Red Shelley
- Cover of the first edition
- Author: Paul Foot
- Language: English
- Subject: Percy Bysshe Shelley
- Published: 1981
- Publisher: Sidgwick & Jackson
- Publication place: United Kingdom
- Media type: Print
- ISBN: 978-0283986796

= Red Shelley =

1981 book by Paul Foot

Red Shelley is a 1981 work of literary criticism by Paul Foot. In it, the author draws attention to the radical political stance of the Romantic poet Percy Bysshe Shelley, as revealed in poems such as "Queen Mab" and "The Masque of Anarchy".

== Background ==
Foot describes how Shelley, while living in Italy, heard the news of the Peterloo Massacre of 1819. Like Shelley, Foot was an alumnus of University College, Oxford (from which Shelley was expelled for expressing atheist views), and held the poet to be his inspiration in embracing socialism.

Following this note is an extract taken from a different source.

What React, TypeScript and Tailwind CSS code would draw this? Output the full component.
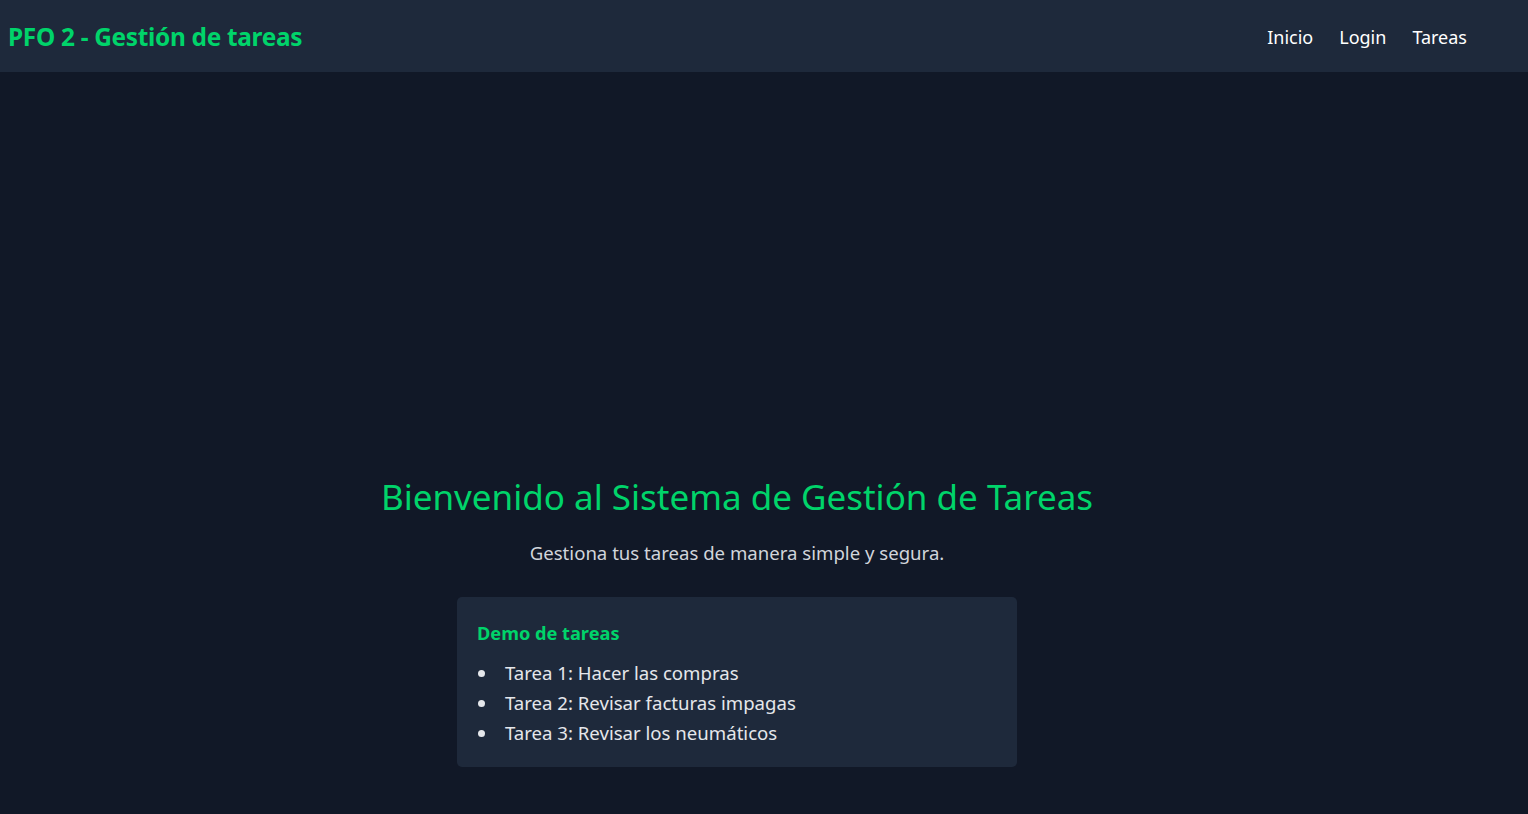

"The Masque of Anarchy", Foot's favourite poem, was given to his sons to learn by heart, and a live performance by Maxine Peake at the 2013 Manchester International Festival, to commemorate the anniversary of Peterloo was the basis of a BBC Culture Show documentary that referenced Foot's work.

== Reception and influence ==
Communist thinkers such as Karl Marx are known to have found inspiration in Shelley's work. However, critics including Christopher Hitchens have shed doubt on Foot's interpretation of Shelley's poetry, which "if [one doesn't] chance to know its context may be as readily pressed into service by any movement".

In 2019, poet and activist Benjamin Zephaniah identified Red Shelley as a book that changed his life", saying: "As a young, angry black man in the 1980s, it was a revelation to find a dead white poet that made sense to me. Shelley turned me on to Mary Shelley, and Byron, and Keats, and my eyes were opened. Good poetry has no age, and no colour."